Problem to solve:
Give back every line exactly as it appears, pictures excluded.

Dataset content:
>>>

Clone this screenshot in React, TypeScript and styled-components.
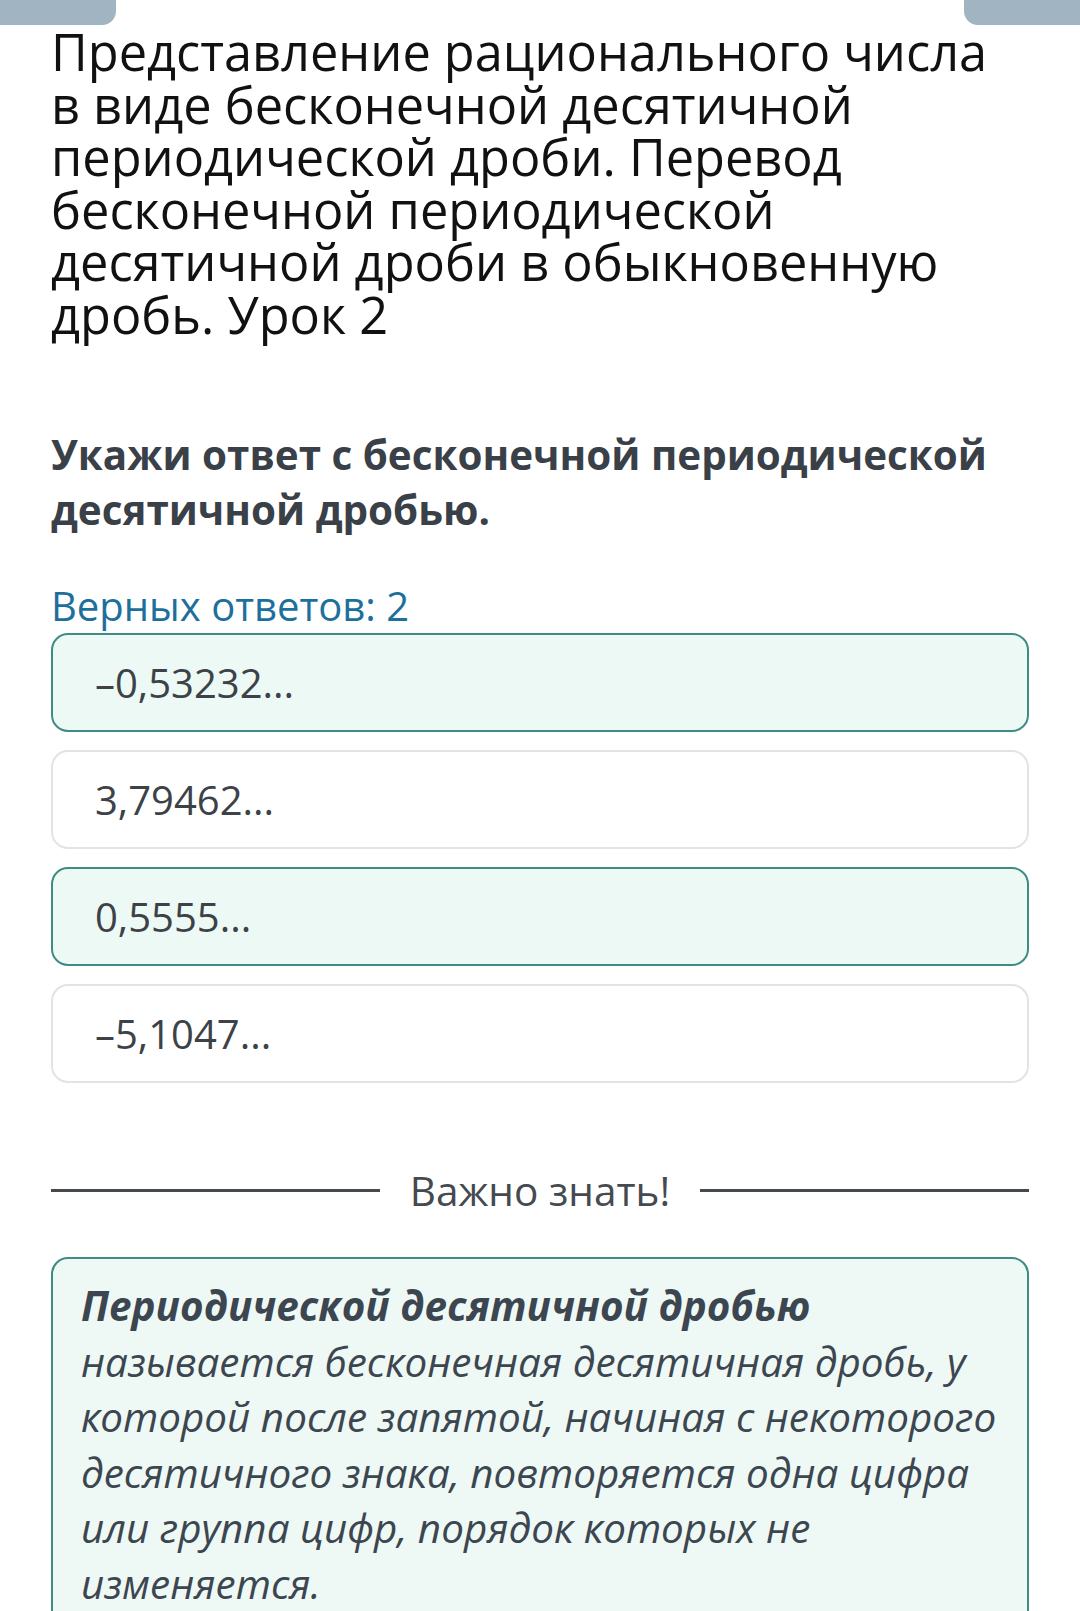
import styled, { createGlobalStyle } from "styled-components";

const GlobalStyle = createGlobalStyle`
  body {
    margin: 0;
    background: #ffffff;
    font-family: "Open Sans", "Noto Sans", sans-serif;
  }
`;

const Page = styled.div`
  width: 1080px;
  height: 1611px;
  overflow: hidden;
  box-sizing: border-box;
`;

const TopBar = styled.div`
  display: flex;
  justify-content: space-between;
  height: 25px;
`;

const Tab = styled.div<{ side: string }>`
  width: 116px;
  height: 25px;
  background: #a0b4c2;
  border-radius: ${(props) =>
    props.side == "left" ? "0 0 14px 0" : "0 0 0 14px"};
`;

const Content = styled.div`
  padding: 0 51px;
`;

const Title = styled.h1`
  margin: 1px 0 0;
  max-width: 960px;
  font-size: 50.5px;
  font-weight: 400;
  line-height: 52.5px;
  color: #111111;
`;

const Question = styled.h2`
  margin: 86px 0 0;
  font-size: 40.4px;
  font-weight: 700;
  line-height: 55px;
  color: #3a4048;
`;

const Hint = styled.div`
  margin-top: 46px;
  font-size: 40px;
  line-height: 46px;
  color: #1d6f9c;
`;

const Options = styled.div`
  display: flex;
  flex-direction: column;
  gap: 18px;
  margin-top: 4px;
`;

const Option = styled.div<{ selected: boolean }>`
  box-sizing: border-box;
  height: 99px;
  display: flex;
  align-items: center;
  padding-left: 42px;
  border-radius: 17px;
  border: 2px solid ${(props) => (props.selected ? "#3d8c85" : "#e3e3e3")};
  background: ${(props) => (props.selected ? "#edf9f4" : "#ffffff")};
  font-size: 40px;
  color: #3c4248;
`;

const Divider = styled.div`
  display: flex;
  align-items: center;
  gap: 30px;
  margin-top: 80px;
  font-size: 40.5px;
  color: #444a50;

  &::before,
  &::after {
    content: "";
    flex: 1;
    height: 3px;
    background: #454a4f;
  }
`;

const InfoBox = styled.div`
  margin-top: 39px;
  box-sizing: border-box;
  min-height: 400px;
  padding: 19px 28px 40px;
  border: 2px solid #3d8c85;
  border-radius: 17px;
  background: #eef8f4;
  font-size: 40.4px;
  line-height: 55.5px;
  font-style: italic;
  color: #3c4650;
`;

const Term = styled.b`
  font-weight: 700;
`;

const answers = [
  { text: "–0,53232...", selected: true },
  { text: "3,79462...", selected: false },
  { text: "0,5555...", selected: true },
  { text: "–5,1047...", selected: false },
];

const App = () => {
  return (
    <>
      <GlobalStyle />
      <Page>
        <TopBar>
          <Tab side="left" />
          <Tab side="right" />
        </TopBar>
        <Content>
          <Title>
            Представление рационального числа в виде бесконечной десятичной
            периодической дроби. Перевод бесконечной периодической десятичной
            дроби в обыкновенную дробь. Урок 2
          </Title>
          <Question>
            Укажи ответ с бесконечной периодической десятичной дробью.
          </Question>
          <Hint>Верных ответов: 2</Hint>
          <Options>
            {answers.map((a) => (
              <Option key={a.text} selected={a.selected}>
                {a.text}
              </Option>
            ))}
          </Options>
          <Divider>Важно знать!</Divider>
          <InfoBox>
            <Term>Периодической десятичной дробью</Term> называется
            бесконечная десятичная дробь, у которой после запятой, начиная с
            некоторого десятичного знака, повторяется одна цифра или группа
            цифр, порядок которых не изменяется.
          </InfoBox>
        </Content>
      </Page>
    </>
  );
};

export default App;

<<<

Output:
Clone this screenshot in React, TypeScript and styled-components.
import styled, { createGlobalStyle } from "styled-components";

const GlobalStyle = createGlobalStyle`
  body {
    margin: 0;
    background: #ffffff;
    font-family: "Open Sans", "Noto Sans", sans-serif;
  }
`;

const Page = styled.div`
  width: 1080px;
  height: 1611px;
  overflow: hidden;
  box-sizing: border-box;
`;

const TopBar = styled.div`
  display: flex;
  justify-content: space-between;
  height: 25px;
`;

const Tab = styled.div<{ side: string }>`
  width: 116px;
  height: 25px;
  background: #a0b4c2;
  border-radius: ${(props) =>
    props.side == "left" ? "0 0 14px 0" : "0 0 0 14px"};
`;

const Content = styled.div`
  padding: 0 51px;
`;

const Title = styled.h1`
  margin: 1px 0 0;
  max-width: 960px;
  font-size: 50.5px;
  font-weight: 400;
  line-height: 52.5px;
  color: #111111;
`;

const Question = styled.h2`
  margin: 86px 0 0;
  font-size: 40.4px;
  font-weight: 700;
  line-height: 55px;
  color: #3a4048;
`;

const Hint = styled.div`
  margin-top: 46px;
  font-size: 40px;
  line-height: 46px;
  color: #1d6f9c;
`;

const Options = styled.div`
  display: flex;
  flex-direction: column;
  gap: 18px;
  margin-top: 4px;
`;

const Option = styled.div<{ selected: boolean }>`
  box-sizing: border-box;
  height: 99px;
  display: flex;
  align-items: center;
  padding-left: 42px;
  border-radius: 17px;
  border: 2px solid ${(props) => (props.selected ? "#3d8c85" : "#e3e3e3")};
  background: ${(props) => (props.selected ? "#edf9f4" : "#ffffff")};
  font-size: 40px;
  color: #3c4248;
`;

const Divider = styled.div`
  display: flex;
  align-items: center;
  gap: 30px;
  margin-top: 80px;
  font-size: 40.5px;
  color: #444a50;

  &::before,
  &::after {
    content: "";
    flex: 1;
    height: 3px;
    background: #454a4f;
  }
`;

const InfoBox = styled.div`
  margin-top: 39px;
  box-sizing: border-box;
  min-height: 400px;
  padding: 19px 28px 40px;
  border: 2px solid #3d8c85;
  border-radius: 17px;
  background: #eef8f4;
  font-size: 40.4px;
  line-height: 55.5px;
  font-style: italic;
  color: #3c4650;
`;

const Term = styled.b`
  font-weight: 700;
`;

const answers = [
  { text: "–0,53232...", selected: true },
  { text: "3,79462...", selected: false },
  { text: "0,5555...", selected: true },
  { text: "–5,1047...", selected: false },
];

const App = () => {
  return (
    <>
      <GlobalStyle />
      <Page>
        <TopBar>
          <Tab side="left" />
          <Tab side="right" />
        </TopBar>
        <Content>
          <Title>
            Представление рационального числа в виде бесконечной десятичной
            периодической дроби. Перевод бесконечной периодической десятичной
            дроби в обыкновенную дробь. Урок 2
          </Title>
          <Question>
            Укажи ответ с бесконечной периодической десятичной дробью.
          </Question>
          <Hint>Верных ответов: 2</Hint>
          <Options>
            {answers.map((a) => (
              <Option key={a.text} selected={a.selected}>
                {a.text}
              </Option>
            ))}
          </Options>
          <Divider>Важно знать!</Divider>
          <InfoBox>
            <Term>Периодической десятичной дробью</Term> называется
            бесконечная десятичная дробь, у которой после запятой, начиная с
            некоторого десятичного знака, повторяется одна цифра или группа
            цифр, порядок которых не изменяется.
          </InfoBox>
        </Content>
      </Page>
    </>
  );
};

export default App;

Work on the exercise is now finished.